Customer Spotlight: How Three Georgia School Districts are Rethinking School Leadership Development

Posted by Andrea GronbergO

April 25, 2019

A consortium of three Georgia school districts and one local university chose Hoonuit as its partner in building an ambitious leader tracking system.


What makes a school great? Is it inspiring and collaborative educators, involved and informed parents, exciting new technology and teaching strategies, innovative course offerings, a data-driven culture — or some combination of all the above?


The truth is, no one variable is solely responsible for tipping the scales from good to great — but a balanced, interconnected combination of these variables certainly can. That’s why effective school leadership is so important. While principals and district administrators may not be in the classroom each and every day, they’re responsible for creating the conditions for new ideas, innovation, and collaboration to take root.


In fact, research has shown that successful schools can’t exist without effective leaders — a reality that contributed to the creation of The Wallace Foundation’s University Principal Pipeline Initiative (UPPI). The UPPI is helping education agencies craft leader tracking systems (LTS) that gather data from principals and schools for use across a wide spectrum of principal pipeline planning and career development activities.


In October 2016, The Wallace Foundation awarded a Georgia-based consortium consisting of Albany State University (ASU), Dougherty County School System (DCSS), Pelham City Schools, and Calhoun County School Districts a $5.5 million grant to design its own LTS. Since then, representatives from each school district, three state education agencies, and several partner providers have been working collaboratively to develop an innovative principal preparation program to correct the disparities between Georgia’s high-performing urban schools and low-performing rural schools.


“We must identify and develop effective leaders, those who can transform schools in need of turn around,” explains DCSS Program Manager Dwala Nobles. That’s why, when the consortium was seeking a partner to provide and develop its LTS, it turned to Hoonuit.


Building a Leader Tracking System from the Ground Up


While the consortium has already established an exceptional approach to finding, developing, and supporting school leadership, steady growth and changes in the area’s economic makeup mean that the consortium must establish a more intentional plan to support the growth and development of new leaders moving forward.
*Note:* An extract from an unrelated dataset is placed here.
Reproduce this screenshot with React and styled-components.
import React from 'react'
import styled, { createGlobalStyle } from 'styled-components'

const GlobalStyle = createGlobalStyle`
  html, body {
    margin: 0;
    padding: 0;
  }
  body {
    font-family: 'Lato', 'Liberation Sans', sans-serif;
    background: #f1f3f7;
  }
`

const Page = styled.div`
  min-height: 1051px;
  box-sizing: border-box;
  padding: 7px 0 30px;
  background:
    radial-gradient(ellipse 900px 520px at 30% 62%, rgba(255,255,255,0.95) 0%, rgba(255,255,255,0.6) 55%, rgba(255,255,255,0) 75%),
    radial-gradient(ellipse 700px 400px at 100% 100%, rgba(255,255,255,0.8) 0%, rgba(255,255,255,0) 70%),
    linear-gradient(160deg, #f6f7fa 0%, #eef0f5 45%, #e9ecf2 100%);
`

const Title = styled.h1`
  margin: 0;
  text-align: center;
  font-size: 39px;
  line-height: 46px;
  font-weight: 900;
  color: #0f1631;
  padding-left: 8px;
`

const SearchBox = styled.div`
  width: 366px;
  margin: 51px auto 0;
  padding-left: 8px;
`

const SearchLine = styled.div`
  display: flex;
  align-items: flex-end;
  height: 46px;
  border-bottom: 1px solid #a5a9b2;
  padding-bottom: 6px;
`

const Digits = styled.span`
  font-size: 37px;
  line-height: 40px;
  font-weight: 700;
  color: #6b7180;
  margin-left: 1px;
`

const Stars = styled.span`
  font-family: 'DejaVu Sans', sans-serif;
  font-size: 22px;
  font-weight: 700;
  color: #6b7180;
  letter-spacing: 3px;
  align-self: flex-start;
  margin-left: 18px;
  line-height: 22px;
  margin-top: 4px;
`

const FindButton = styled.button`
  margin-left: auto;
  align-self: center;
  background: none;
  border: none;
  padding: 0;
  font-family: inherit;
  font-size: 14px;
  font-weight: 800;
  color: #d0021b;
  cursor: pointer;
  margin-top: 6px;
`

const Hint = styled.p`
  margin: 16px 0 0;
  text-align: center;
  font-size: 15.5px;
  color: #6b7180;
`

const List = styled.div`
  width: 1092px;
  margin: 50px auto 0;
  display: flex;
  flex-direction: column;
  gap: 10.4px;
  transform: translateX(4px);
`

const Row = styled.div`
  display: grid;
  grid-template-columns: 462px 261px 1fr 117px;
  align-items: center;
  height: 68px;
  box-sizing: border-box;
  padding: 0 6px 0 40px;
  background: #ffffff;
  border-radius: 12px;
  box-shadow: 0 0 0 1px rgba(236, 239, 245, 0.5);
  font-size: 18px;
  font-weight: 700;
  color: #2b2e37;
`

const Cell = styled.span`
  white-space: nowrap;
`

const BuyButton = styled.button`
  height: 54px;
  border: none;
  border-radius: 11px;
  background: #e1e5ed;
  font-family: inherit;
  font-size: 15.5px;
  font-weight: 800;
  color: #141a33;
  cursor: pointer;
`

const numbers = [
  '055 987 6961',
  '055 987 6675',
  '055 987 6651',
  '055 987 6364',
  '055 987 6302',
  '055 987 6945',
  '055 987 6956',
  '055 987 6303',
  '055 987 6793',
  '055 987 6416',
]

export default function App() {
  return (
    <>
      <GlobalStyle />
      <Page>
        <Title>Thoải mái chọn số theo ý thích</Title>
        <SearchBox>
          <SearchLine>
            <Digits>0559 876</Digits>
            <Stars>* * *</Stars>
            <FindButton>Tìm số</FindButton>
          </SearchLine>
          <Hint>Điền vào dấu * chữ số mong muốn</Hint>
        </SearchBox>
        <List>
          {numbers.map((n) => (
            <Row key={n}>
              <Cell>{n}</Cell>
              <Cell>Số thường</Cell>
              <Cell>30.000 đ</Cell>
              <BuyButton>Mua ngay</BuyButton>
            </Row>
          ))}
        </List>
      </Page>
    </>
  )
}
In order to create an effective LTS, the consortium has partnered with Hoonuit to design, develop, test, and deploy an intuitive, sustainable framework that effectively leverages data from across all three districts.


The LTS will provide data loading, storage, and reporting functionality to support four major processes: two at the district level and three at the university level. At the district level, the system will help schools recruit skilled administrators more quickly and effectively. “It is essential that we have administrators who are equipped to courageously serve as effective instructional leaders and organizational managers,” Nobles says. “A leader tracking system will allow our partner districts to drill down and select candidates who have specific experiences and qualifications that match the unique needs of a school community.”


In addition to helping schools and districts fill administrative vacancies, the system will also enable recruitment teams to determine whether an internal promotion or outside hire will be the most effective in a given role.


At the university level, the LTS will identify and vet candidates that are best suited to enroll in the ASU Educational Leadership Program. The post-master program is housed within the University’s Department of Counseling and Educational Leadership, and requires 30 to 36 semester hours of coursework in educational leadership and supervision, as well as 12 semester hours of graduate field experience.


Leadership training programs like ASU’s work hand-in-hand with an effective LTS: as the LTS collects and analyzes data to make precise recommendations, the training program provides the hands-on development opportunities, university credit, and relevant state certifications necessary to motivate and retain talented educators. Together, these two components act as a pipeline to fill Georgia’s schools with effective, prepared leaders.


Unlocking the Power of Data for School Leadership


Studies show that up to 25 percent of what is considered to be an educator’s “effectiveness” can actually be attributed to a strong match between worker, role, and environment. A good fit improves job performance, which in turn improves retention, which in turn benefits students. That’s why, when district leadership is making hiring decisions, it’s important for them to accurately predict fit.


To that end, Hoonuit has designed the consortium’s Leadership Tracking System with fit in mind. The LTS’s comprehensive data integration, transformation, and visualization capabilities allow district leadership to use timely, accurate, and relevant information to develop leadership profiles, create customized reports to indicate leadership readiness, and even identify future leadership needs. By integrating disparate data sources to unlock new insights, district leaders are empowered to make more informed hiring and promotion decisions than ever before.


Ultimately, more skilled school leaders can create more effective schools, which can ensure improved student outcomes. As Nobles puts it, “It is high-capacity leaders who collaborate with teachers and other professionals to create an environment for sustained student performance.”